+++ Data section +++
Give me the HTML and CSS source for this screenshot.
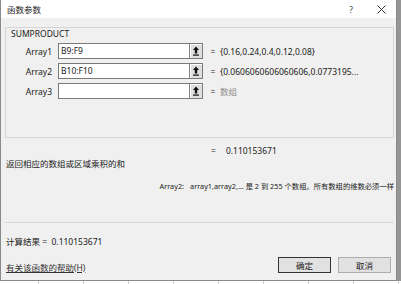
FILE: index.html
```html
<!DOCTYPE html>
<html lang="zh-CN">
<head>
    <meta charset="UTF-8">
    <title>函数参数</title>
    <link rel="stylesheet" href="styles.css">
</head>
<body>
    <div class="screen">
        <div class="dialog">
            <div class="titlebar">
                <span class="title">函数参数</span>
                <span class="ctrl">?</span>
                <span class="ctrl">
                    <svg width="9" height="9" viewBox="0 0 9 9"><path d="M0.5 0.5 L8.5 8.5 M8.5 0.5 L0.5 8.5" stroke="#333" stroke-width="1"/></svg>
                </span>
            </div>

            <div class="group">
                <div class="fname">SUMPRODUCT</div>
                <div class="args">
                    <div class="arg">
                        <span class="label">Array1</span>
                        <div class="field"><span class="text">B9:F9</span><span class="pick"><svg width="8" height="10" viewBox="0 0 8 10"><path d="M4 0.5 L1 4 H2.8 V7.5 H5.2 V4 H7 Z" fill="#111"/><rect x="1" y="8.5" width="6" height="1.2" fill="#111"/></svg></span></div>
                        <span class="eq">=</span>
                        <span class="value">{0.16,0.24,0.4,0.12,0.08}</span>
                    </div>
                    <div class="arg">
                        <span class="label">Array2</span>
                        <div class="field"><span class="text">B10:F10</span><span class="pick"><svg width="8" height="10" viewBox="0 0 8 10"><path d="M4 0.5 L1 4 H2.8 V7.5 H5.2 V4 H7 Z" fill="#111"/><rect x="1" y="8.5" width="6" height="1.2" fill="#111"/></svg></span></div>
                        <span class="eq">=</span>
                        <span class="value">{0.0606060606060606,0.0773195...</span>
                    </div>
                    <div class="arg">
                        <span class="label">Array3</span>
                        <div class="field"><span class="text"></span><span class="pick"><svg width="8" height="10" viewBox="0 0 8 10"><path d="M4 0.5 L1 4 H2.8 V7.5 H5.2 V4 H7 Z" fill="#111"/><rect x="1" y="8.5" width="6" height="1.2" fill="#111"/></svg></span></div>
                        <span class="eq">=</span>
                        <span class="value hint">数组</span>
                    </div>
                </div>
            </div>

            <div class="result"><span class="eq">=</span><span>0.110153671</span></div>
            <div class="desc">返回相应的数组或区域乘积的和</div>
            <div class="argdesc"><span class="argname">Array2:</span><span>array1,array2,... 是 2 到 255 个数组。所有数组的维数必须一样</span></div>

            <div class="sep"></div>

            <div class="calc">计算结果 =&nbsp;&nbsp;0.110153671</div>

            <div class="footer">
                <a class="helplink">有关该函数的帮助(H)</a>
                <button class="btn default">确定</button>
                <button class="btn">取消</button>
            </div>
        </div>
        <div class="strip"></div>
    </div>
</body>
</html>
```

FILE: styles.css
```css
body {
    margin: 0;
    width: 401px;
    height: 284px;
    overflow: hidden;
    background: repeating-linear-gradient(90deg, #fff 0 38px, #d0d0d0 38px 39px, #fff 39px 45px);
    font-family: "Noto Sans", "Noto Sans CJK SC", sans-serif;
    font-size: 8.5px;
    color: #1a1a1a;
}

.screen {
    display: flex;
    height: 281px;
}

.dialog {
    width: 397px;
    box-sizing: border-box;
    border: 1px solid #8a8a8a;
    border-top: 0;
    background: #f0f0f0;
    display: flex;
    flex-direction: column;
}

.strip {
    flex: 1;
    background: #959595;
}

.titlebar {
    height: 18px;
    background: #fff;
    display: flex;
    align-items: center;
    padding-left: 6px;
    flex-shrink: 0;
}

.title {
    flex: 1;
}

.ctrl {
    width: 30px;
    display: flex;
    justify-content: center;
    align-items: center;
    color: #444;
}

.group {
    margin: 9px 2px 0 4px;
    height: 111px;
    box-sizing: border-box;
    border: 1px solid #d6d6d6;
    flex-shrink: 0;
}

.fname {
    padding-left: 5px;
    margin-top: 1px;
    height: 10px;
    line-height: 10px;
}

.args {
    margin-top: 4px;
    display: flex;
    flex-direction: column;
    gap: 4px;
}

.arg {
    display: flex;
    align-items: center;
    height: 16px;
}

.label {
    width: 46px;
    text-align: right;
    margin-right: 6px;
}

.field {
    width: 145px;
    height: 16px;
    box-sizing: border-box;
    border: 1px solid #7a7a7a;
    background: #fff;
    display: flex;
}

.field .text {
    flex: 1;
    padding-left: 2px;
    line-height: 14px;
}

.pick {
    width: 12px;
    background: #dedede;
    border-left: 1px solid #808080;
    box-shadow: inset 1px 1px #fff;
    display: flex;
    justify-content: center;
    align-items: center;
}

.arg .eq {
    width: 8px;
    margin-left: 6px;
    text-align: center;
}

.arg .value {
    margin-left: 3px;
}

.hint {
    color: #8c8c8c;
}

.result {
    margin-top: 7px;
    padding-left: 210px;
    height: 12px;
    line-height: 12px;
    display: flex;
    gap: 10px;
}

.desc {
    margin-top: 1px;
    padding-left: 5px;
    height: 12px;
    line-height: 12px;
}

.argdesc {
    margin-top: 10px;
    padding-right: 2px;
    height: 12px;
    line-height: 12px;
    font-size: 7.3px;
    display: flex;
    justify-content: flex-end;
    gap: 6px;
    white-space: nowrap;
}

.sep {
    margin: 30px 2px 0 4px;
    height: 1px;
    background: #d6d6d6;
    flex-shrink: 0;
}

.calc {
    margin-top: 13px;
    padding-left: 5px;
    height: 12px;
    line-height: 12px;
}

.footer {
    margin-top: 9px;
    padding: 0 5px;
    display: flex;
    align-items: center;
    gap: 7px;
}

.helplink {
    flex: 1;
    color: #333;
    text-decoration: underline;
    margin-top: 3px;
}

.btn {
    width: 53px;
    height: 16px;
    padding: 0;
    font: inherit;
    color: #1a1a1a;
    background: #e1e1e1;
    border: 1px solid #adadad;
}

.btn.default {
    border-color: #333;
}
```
+++
Reproduce the material above in full, exactly, with no images.

Give me the HTML and CSS source for this screenshot.
FILE: index.html
```html
<!DOCTYPE html>
<html lang="zh-CN">
<head>
    <meta charset="UTF-8">
    <title>函数参数</title>
    <link rel="stylesheet" href="styles.css">
</head>
<body>
    <div class="screen">
        <div class="dialog">
            <div class="titlebar">
                <span class="title">函数参数</span>
                <span class="ctrl">?</span>
                <span class="ctrl">
                    <svg width="9" height="9" viewBox="0 0 9 9"><path d="M0.5 0.5 L8.5 8.5 M8.5 0.5 L0.5 8.5" stroke="#333" stroke-width="1"/></svg>
                </span>
            </div>

            <div class="group">
                <div class="fname">SUMPRODUCT</div>
                <div class="args">
                    <div class="arg">
                        <span class="label">Array1</span>
                        <div class="field"><span class="text">B9:F9</span><span class="pick"><svg width="8" height="10" viewBox="0 0 8 10"><path d="M4 0.5 L1 4 H2.8 V7.5 H5.2 V4 H7 Z" fill="#111"/><rect x="1" y="8.5" width="6" height="1.2" fill="#111"/></svg></span></div>
                        <span class="eq">=</span>
                        <span class="value">{0.16,0.24,0.4,0.12,0.08}</span>
                    </div>
                    <div class="arg">
                        <span class="label">Array2</span>
                        <div class="field"><span class="text">B10:F10</span><span class="pick"><svg width="8" height="10" viewBox="0 0 8 10"><path d="M4 0.5 L1 4 H2.8 V7.5 H5.2 V4 H7 Z" fill="#111"/><rect x="1" y="8.5" width="6" height="1.2" fill="#111"/></svg></span></div>
                        <span class="eq">=</span>
                        <span class="value">{0.0606060606060606,0.0773195...</span>
                    </div>
                    <div class="arg">
                        <span class="label">Array3</span>
                        <div class="field"><span class="text"></span><span class="pick"><svg width="8" height="10" viewBox="0 0 8 10"><path d="M4 0.5 L1 4 H2.8 V7.5 H5.2 V4 H7 Z" fill="#111"/><rect x="1" y="8.5" width="6" height="1.2" fill="#111"/></svg></span></div>
                        <span class="eq">=</span>
                        <span class="value hint">数组</span>
                    </div>
                </div>
            </div>

            <div class="result"><span class="eq">=</span><span>0.110153671</span></div>
            <div class="desc">返回相应的数组或区域乘积的和</div>
            <div class="argdesc"><span class="argname">Array2:</span><span>array1,array2,... 是 2 到 255 个数组。所有数组的维数必须一样</span></div>

            <div class="sep"></div>

            <div class="calc">计算结果 =&nbsp;&nbsp;0.110153671</div>

            <div class="footer">
                <a class="helplink">有关该函数的帮助(H)</a>
                <button class="btn default">确定</button>
                <button class="btn">取消</button>
            </div>
        </div>
        <div class="strip"></div>
    </div>
</body>
</html>
```

FILE: styles.css
```css
body {
    margin: 0;
    width: 401px;
    height: 284px;
    overflow: hidden;
    background: repeating-linear-gradient(90deg, #fff 0 38px, #d0d0d0 38px 39px, #fff 39px 45px);
    font-family: "Noto Sans", "Noto Sans CJK SC", sans-serif;
    font-size: 8.5px;
    color: #1a1a1a;
}

.screen {
    display: flex;
    height: 281px;
}

.dialog {
    width: 397px;
    box-sizing: border-box;
    border: 1px solid #8a8a8a;
    border-top: 0;
    background: #f0f0f0;
    display: flex;
    flex-direction: column;
}

.strip {
    flex: 1;
    background: #959595;
}

.titlebar {
    height: 18px;
    background: #fff;
    display: flex;
    align-items: center;
    padding-left: 6px;
    flex-shrink: 0;
}

.title {
    flex: 1;
}

.ctrl {
    width: 30px;
    display: flex;
    justify-content: center;
    align-items: center;
    color: #444;
}

.group {
    margin: 9px 2px 0 4px;
    height: 111px;
    box-sizing: border-box;
    border: 1px solid #d6d6d6;
    flex-shrink: 0;
}

.fname {
    padding-left: 5px;
    margin-top: 1px;
    height: 10px;
    line-height: 10px;
}

.args {
    margin-top: 4px;
    display: flex;
    flex-direction: column;
    gap: 4px;
}

.arg {
    display: flex;
    align-items: center;
    height: 16px;
}

.label {
    width: 46px;
    text-align: right;
    margin-right: 6px;
}

.field {
    width: 145px;
    height: 16px;
    box-sizing: border-box;
    border: 1px solid #7a7a7a;
    background: #fff;
    display: flex;
}

.field .text {
    flex: 1;
    padding-left: 2px;
    line-height: 14px;
}

.pick {
    width: 12px;
    background: #dedede;
    border-left: 1px solid #808080;
    box-shadow: inset 1px 1px #fff;
    display: flex;
    justify-content: center;
    align-items: center;
}

.arg .eq {
    width: 8px;
    margin-left: 6px;
    text-align: center;
}

.arg .value {
    margin-left: 3px;
}

.hint {
    color: #8c8c8c;
}

.result {
    margin-top: 7px;
    padding-left: 210px;
    height: 12px;
    line-height: 12px;
    display: flex;
    gap: 10px;
}

.desc {
    margin-top: 1px;
    padding-left: 5px;
    height: 12px;
    line-height: 12px;
}

.argdesc {
    margin-top: 10px;
    padding-right: 2px;
    height: 12px;
    line-height: 12px;
    font-size: 7.3px;
    display: flex;
    justify-content: flex-end;
    gap: 6px;
    white-space: nowrap;
}

.sep {
    margin: 30px 2px 0 4px;
    height: 1px;
    background: #d6d6d6;
    flex-shrink: 0;
}

.calc {
    margin-top: 13px;
    padding-left: 5px;
    height: 12px;
    line-height: 12px;
}

.footer {
    margin-top: 9px;
    padding: 0 5px;
    display: flex;
    align-items: center;
    gap: 7px;
}

.helplink {
    flex: 1;
    color: #333;
    text-decoration: underline;
    margin-top: 3px;
}

.btn {
    width: 53px;
    height: 16px;
    padding: 0;
    font: inherit;
    color: #1a1a1a;
    background: #e1e1e1;
    border: 1px solid #adadad;
}

.btn.default {
    border-color: #333;
}
```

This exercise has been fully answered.